After years of boredom in her rural South Carolina town, Maria is thrilled when her father finally allows her to visit her estranged artist mother in New York City. She’s ready for adventure, and she soon finds herself immersed in a world of rock music and busy streets, where new people and ideas lie around every concrete corner. This is the freedom she’s always longed for—and she pushes for as much as she can get, skipping school to roam the streets, visit fancy museums, and flirt with the cute clerk at a downtown record store.
But just like her beloved New York City, Maria’s life has a darker side. Behind her mother’s carefree existence are shadowy secrets, and Maria must decide just where—and with whom—her loyalty lies.
When I first heard of Supergirl Mixtapes I knew that I had to read it as soon as possible. It takes place in the 90’s and there’s a lot of focus on music. Those are two elements that I adore in any book. So I was very excited. Then I started to hear some very mixed opinions about the book. I’ll admit that I kept moving it down on my TBR after that. Finally, I decided to give it a chance…and I kind of loved it.
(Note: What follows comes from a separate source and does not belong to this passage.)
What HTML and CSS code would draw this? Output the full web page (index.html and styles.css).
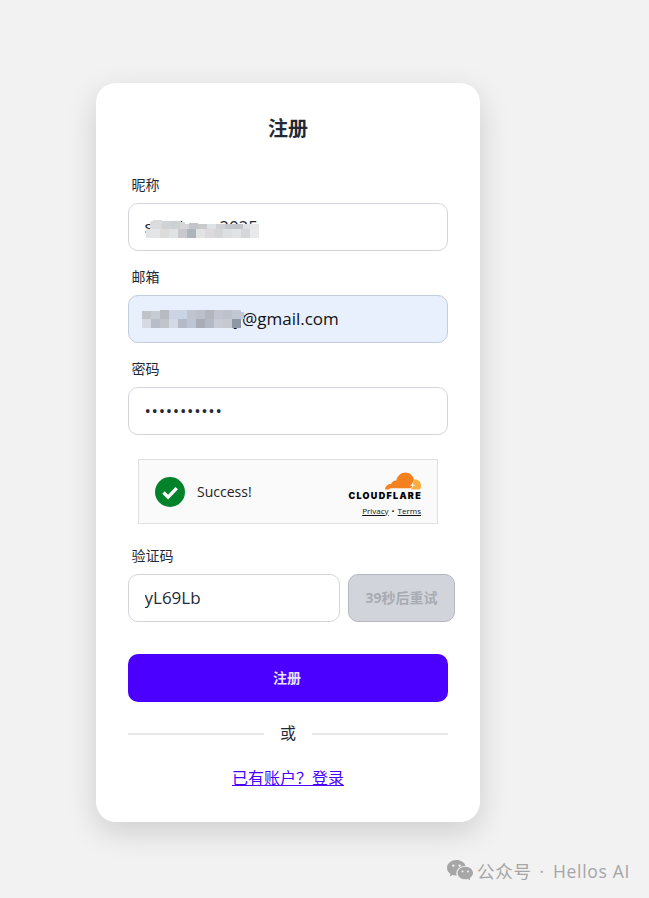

I can see where some readers had issues with it, but I was pretty much hooked from page 1. Maria had an interesting voice. She was very unhappy and going through a rough time, but she wasn’t whiny at all. The book starts out with Maria arriving in NYC to live with her absentee mom. Her mom is crap but Maria thinks the sun rises and sets with her. Needless to say, she is very naive, but to me it was totally believable. What child doesn’t want to have absolute faith in a parent. I wish Maria would have had a more concrete resolution with her mother, but once again the way it played out felt realistic to me.
The 90’s element really isn’t as big as I thought it was going to be. There’s are a few mentions of Nirvana and Jnco’s but that’s about it. The music mentioned was mostly from the 70’s and 80’s. I went into the book expecting to love those elements and I did like them, but what I really ended up loving was all the Southern elements. The book takes place in NYC, but Maria is from a small town in South Carolina. She meets up with a boy that’s also from a small SC town and he throws SSK –Smart Southern Kids– parties. They have fried chicken, greens, biscuits, and sweet tea. It’s awesome. Really, I adored all the southern elements of it. I really also adored Gram. He was funny, sweet and smart. He also wasn’t the muscle obsessed jock type that seems to be prevalent in YA contemp. It was refreshing.
Supergirl Mixtapes is not at all the light-hearted fun contemporary that the cover might suggest. It really deals with some tough issues like drug addiction, unhealthy relationships, lying, and neglect. My biggest problem with the book is a lot of these issues are brought up but not resolved. I can definitely see why this would drive some people crazy, but I was able to look past it just because I thought the story was so interesting.
I recommend giving the book a chance. I loved it but not everyone is going to. I suggest going into it with an open mind. It’s also a very, very fast read!